What are the documents needed to effect such a transfer?
An “MOT”, also known as “Instrument of Transfer”, is the legal instrument prescribed by the National Land Code 1965, which is used to effect the transfer of property with individual title or strata title. For a property without individual title or strata title issued, a Deed of Assignment (by way of transfer) is used to effect the transfer of the property.
Is a Sale and Purchase Agreement needed if no money is changing hands?
A Sale and Purchase Agreement (SPA) is not needed if no money is changing hands. However, it can be useful to have a simple SPA drawn up on a ‘friendly-party basis’ to capture the transfer, especially for the future disposal of the property to a bona fide third party purchaser.
What if the property is still subject to bank loan / charged to the bank?
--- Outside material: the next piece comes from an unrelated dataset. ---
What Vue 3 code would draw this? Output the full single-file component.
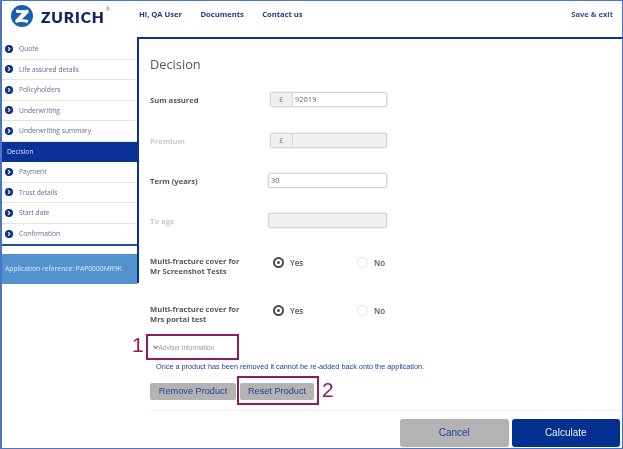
<script setup>
const steps = [
  { label: 'Quote' },
  { label: 'Life assured details' },
  { label: 'Policyholders' },
  { label: 'Underwriting' },
  { label: 'Underwriting summary' },
  { label: 'Decision', active: true },
  { label: 'Payment' },
  { label: 'Trust details' },
  { label: 'Start date' },
  { label: 'Confirmation' }
]
const people = ['Mr Screenshot Tests', 'Mrs portal test']
</script>

<template>
  <div class="frame">
    <header class="top">
      <div class="logo">
        <svg class="mark" viewBox="0 0 22 22" width="22" height="22">
          <circle cx="11" cy="11" r="11" fill="#1560b0" />
          <path d="M5.2 4.6C8.8 5.6 13 5.5 17 4.4L17.8 7.2L11 14.3C13.4 14.1 15.6 14.5 17.4 15.2L16.6 18C13 16.8 9 16.8 4.8 18L4.2 15.2L11 8.1C9 8.2 7 7.9 4.9 7.4Z" fill="#fff" />
        </svg>
        <span class="word">ZURICH</span><span class="reg">®</span>
      </div>
      <nav class="nav">
        <a>Hi, QA User</a>
        <a>Documents</a>
        <a>Contact us</a>
      </nav>
      <a class="save">Save &amp; exit</a>
    </header>

    <div class="body">
      <aside class="side">
        <ul class="steps">
          <li v-for="s in steps" :key="s.label" :class="['step', { active: s.active }]">
            <svg v-if="!s.active" class="dot" viewBox="0 0 8 8" width="8" height="8">
              <circle cx="4" cy="4" r="4" fill="#0f2a8c" />
              <path d="M3 2.1L5 4L3 5.9" fill="none" stroke="#fff" stroke-width="1.1" />
            </svg>
            <span>{{ s.label }}</span>
          </li>
        </ul>
        <div class="ref">Application reference: PAP0000MR9K</div>
      </aside>

      <main class="main">
        <h1 class="title">Decision</h1>

        <div class="row">
          <label class="lab">Sum assured</label>
          <div class="ctl pre">
            <span class="pound">£</span><span class="val">92019</span>
          </div>
        </div>
        <div class="row">
          <label class="lab off">Premium</label>
          <div class="ctl pre dis">
            <span class="pound">£</span><span class="val"></span>
          </div>
        </div>
        <div class="row">
          <label class="lab">Term (years)</label>
          <div class="ctl wide"><span class="val">30</span></div>
        </div>
        <div class="row">
          <label class="lab off">To age</label>
          <div class="ctl wide dis"><span class="val"></span></div>
        </div>

        <div v-for="(p, i) in people" :key="p" :class="['multi', 'multi' + i]">
          <label class="lab">Multi-fracture cover for<br />{{ p }}</label>
          <div class="opt yes"><span class="radio on"></span>Yes</div>
          <div class="opt"><span class="radio"></span>No</div>
        </div>

        <div class="adviser"><span class="chev"></span>Adviser information</div>
        <p class="warn">Once a product has been removed it cannot be re-added back onto the application.</p>
        <div class="prod">
          <button class="grey rm">Remove Product</button>
          <button class="grey rs">Reset Product</button>
        </div>
        <div class="foot">
          <button class="big cancel">Cancel</button>
          <button class="big calc">Calculate</button>
        </div>
      </main>
    </div>

    <div class="mark-box b1"></div>
    <span class="num n1">1</span>
    <div class="mark-box b2"></div>
    <span class="num n2">2</span>
  </div>
</template>

<style>
html, body { margin: 0; background: #fff; }
</style>

<style scoped>
.frame {
  position: relative;
  box-sizing: border-box;
  width: 623px;
  height: 449px;
  overflow: hidden;
  background: #fff;
  border: 1px solid #4a74c9;
  border-left-width: 2px;
  font-family: "Open Sans", sans-serif;
  filter: blur(0.35px);
}
.top {
  display: flex;
  align-items: flex-start;
  height: 36px;
}
.logo {
  display: flex;
  align-items: flex-start;
  width: 137px;
  padding: 4px 0 0 9px;
  box-sizing: border-box;
  color: #12245f;
}
.word {
  margin: 3px 0 0 8px;
  font: 800 15.5px/18px Lato, sans-serif;
  letter-spacing: 0.9px;
}
.reg { font-size: 5px; line-height: 8px; color: #777; margin-left: 1px; }
.nav {
  display: flex;
  gap: 18.5px;
  padding-top: 8px;
  font-size: 7.6px;
  font-weight: 700;
  line-height: 11px;
  color: #1d3a8a;
}
.save {
  margin-left: auto;
  padding: 8px 9px 0 0;
  font-size: 7.6px;
  font-weight: 700;
  line-height: 11px;
  color: #3450a0;
}
.body { display: flex; align-items: flex-start; }
.side { width: 135px; flex: none; padding-top: 2px; }
.steps {
  margin: 0;
  padding: 0;
  list-style: none;
  border-bottom: 2px solid #23509f;
}
.step {
  box-sizing: border-box;
  display: flex;
  align-items: center;
  gap: 6px;
  height: 20.5px;
  padding-left: 3px;
  font-size: 6.7px;
  color: #5e6b95;
  border-bottom: 1px solid #e8e4d8;
}
.step:last-child { border-bottom: 0; }
.step.active {
  background: #0a3195;
  color: #d6e0f5;
  padding-left: 5px;
  border-bottom: 0;
}
.ref {
  box-sizing: border-box;
  height: 30px;
  margin-top: 8px;
  padding: 9px 0 0 3px;
  background: #5393cd;
  color: #dce9f6;
  font-size: 6.75px;
  line-height: 11px;
  white-space: nowrap;
}
.main {
  flex: 1;
  position: relative;
  height: 410px;
  box-sizing: border-box;
  border-top: 2px solid #0a3195;
  padding: 0 0 0 13px;
}
.main::before {
  content: "";
  position: absolute;
  left: 0;
  top: 0;
  width: 2px;
  height: 244px;
  background: #0a3195;
}
.title {
  margin: 0;
  padding-top: 16px;
  height: 25px;
  font-size: 12.8px;
  line-height: 18px;
  font-weight: 500;
  color: #5a5552;
}
.row {
  display: flex;
  align-items: center;
  height: 40.4px;
}
.lab {
  width: 118px;
  flex: none;
  font-size: 7.6px;
  line-height: 10px;
  font-weight: 700;
  color: #5a5552;
}
.lab.off { color: #c9c9c9; }
.ctl {
  box-sizing: border-box;
  display: flex;
  height: 15px;
  margin-top: -1px;
  border: 1px solid #d6d6d6;
  border-radius: 2px;
  box-shadow: 0 0 0 0.5px #e4e4e4;
  font-size: 7.5px;
  line-height: 13px;
  color: #666;
}
.pre { width: 117px; margin-left: 2px; }
.wide { width: 119px; }
.pound {
  width: 21px;
  flex: none;
  text-align: center;
  background: #efefef;
  border-right: 1px solid #d6d6d6;
  color: #888;
}
.val { padding-left: 2px; flex: 1; }
.dis { background: #efefef; }
.multi {
  display: flex;
  align-items: flex-start;
  height: 48px;
}
.multi0 { margin-top: 14px; }
.multi1 { height: 38px; }
.multi .lab { width: 123px; }
.opt {
  display: flex;
  align-items: center;
  width: 84px;
  height: 11px;
  margin-top: 1px;
  font-size: 8px;
  font-weight: 600;
  color: #5a5552;
}
.radio {
  box-sizing: border-box;
  width: 11px;
  height: 11px;
  margin-right: 6px;
  border-radius: 50%;
  border: 1px solid #e2e2e2;
}
.radio.on {
  border: 2px solid #4f4a47;
  position: relative;
}
.radio.on::after {
  content: "";
  position: absolute;
  left: 2px;
  top: 2px;
  width: 3px;
  height: 3px;
  border-radius: 50%;
  background: #4f4a47;
}
.adviser {
  display: flex;
  align-items: center;
  height: 11px;
  padding-left: 4px;
  font: 6.5px/11px "Liberation Sans", sans-serif;
  color: #999;
}
.chev {
  width: 2.5px;
  height: 2.5px;
  margin: -2px 1px 0 0;
  border-right: 1px solid #666;
  border-bottom: 1px solid #666;
  transform: rotate(45deg);
}
.warn {
  margin: 8px 0 0 6px;
  font: 7.3px/11px "Liberation Sans", sans-serif;
  color: #1d3f99;
  white-space: nowrap;
}
.prod { display: flex; gap: 4px; margin-top: 11px; }
.grey {
  box-sizing: border-box;
  height: 17px;
  padding: 0;
  border: 0;
  border-radius: 2px;
  background: #b3b3b3;
  color: #23429a;
  font: 9.2px "Liberation Sans", sans-serif;
}
.rm { width: 86px; }
.rs { width: 74px; }
.foot {
  display: flex;
  justify-content: flex-end;
  gap: 3px;
  margin-top: 10px;
  padding: 8px 2px 0 0;
  border-top: 1px solid #f0f0f0;
}
.big {
  box-sizing: border-box;
  width: 108.5px;
  height: 28px;
  padding: 0;
  border: 0;
  border-radius: 3px;
  font: 10px "Liberation Sans", sans-serif;
}
.cancel { background: #b3b3b3; color: #23429a; }
.calc { background: #02308f; color: #e4ebf8; }
.mark-box {
  position: absolute;
  box-sizing: border-box;
  border: 2px solid #8f1a60;
}
.b1 { left: 144px; top: 333px; width: 93px; height: 26px; }
.b2 { left: 235px; top: 375px; width: 82px; height: 29px; }
.num {
  position: absolute;
  font: 21px/24px "Liberation Sans", sans-serif;
  color: #8f1a60;
}
.n1 { left: 130px; top: 332px; }
.n2 { left: 320px; top: 377px; }
</style>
If the property is still charged to a Bank, the outstanding loan must first be fully redeemed with cash OR from a completely new loan facility. Getting a new loan could mean a new (and lower) loan interest rate, but it will also involve additional legal fees and stamp duty (0.5% on the borrowed amount) on the loan documents.
The solicitor will then simultaneously register both the bank charge documents (for the new loan) and the MOT at the land office. It is also likely that the bank will insist for an SPA to be signed.
What is the time needed for such a transfer?
The whole process might take between 3 to 4 months, or more, depending on the tenure type of property, i.e. freehold or leasehold, whether there is a loan to redeem, or whether a developer is involved the property where the strata title is not yet issued.
Will state authority consent be required for such a transfer?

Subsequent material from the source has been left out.